Dr Kurella Vittalacharya: Telangana's 84-year-old marvellous Mr Words

At the fag end of his selfless life, 84-year-old Dr Kurella Vittalacharya has given up everything he ever earned to establish a library with around two lakh books.
Donations from Dr Vittalacharya’s students helped him to demolish his old house, and mobilise Rs 50 lakh to build the library for his village. (Photo | EPs)
Donations from Dr Vittalacharya’s students helped him to demolish his old house, and mobilise Rs 50 lakh to build the library for his village. (Photo | EPs)

HYDERABAD: Those were the days when the Razakars were unleashing terror in the Hyderabad State, trying to resist the integration of the state into the Dominion of India, when a school-going boy decided to open a library in Yellanki, a remote village in erstwhile Nalgonda district. 

However, the feudal landlords who were averse to the idea of letting people get educated were successful in nipping the idea in the bud.

The boy grew up to become a lecturer, a principal and an award-winning writer in Telugu literature and shared the stage with legendary poets such as Mahakavi Dasaradhi Krishnamacharyulu.
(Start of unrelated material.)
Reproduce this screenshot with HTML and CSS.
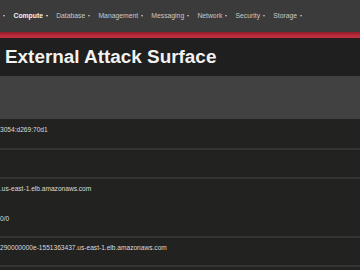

Now, at the fag end of his selfless life, 84-year-old Dr Kurella Vittalacharya has given up everything he ever earned to establish a library with around two lakh books in the same village, which currently is a part of Ramannapet mandal in Yadadri-Bhuvanagiri district, so that others need not face the hardships he did in the pursuit of knowledge through books.

Vittalacharya’s father passed way in 1938, the same year he was born, as a result of which he grew up amid acute poverty, seeing his teenage mother struggling a lot to raise the infant.

Staying in Vishwakarma Hostel in Bhuvanagiri, a young Vittalacharya continued his education while going to all households in the area on every Sunday seeking donations from people to meet basic needs such as food, supplies and books. 

As he couldn’t afford buying books, Vittalacharya used to borrow them from friends and spend entire nights reading them so that he could return the books the next morning.

After taking up several odd jobs, he finally became a lecturer at a government degree college, continued his stint for several years and finally took voluntary retirement in 1993. 

He did his M Phil in 1977 on ‘Telugu lo Golusukattu Navalalu’ and PhD from Osmania University in 1988, on ‘Swatantra Udyamala Chitrana’ in Telugu novels. 

Vittaleshwara Shatakam is just one of the 22 books he has written. Among the several awards he has received is the prestigious Dasaradhi Award conferred by Telangana government in 2019. 

Journey started in 2014

In 2014, he started a library at his home with 5,000 books from his collection. He then started distributing pamphlets at meetings, seeking donations from people in the form of books. 

Eminent writers, poets and professors were so impressed that they started donating all their books to Vittalarcharya’s library. The collection grew to two lakh books in no time. 

His library became a huge repository of information, frequently visited by research scholars from universities across the State, with eight of them receiving doctorates. Frequent readers from the village were given token rewards and were felicitated every year for being regular to the bookhouse. 
Thanks to donations from Vittalacharya’s students, who have prospered in their lives, he managed to demolish his old house, and mobilise Rs 50 lakh to build and dedicate a library to his village. The initiative became so popular that those who were inspired by Vittalacharya started libraries in eight villages.

“I didn’t want others to face the difficulties I endured during my days as a student. It is worrisome to see that others who suffered just like me are forgetting their roots after getting well-settled in cities. Even though they see others suffering, such people don’t do anything to help them in some way,”

Vittalacharya shares with a bit of concern. When asked what would happen to the library after his demise, he replied saying that everything has been taken care of.

On December 12, Vittalacharya will be conferred yet another award by Potti Sreeramulu Telugu University for his contribution to literature. He will receive the award from Vice-President M Venkaiah Naidu.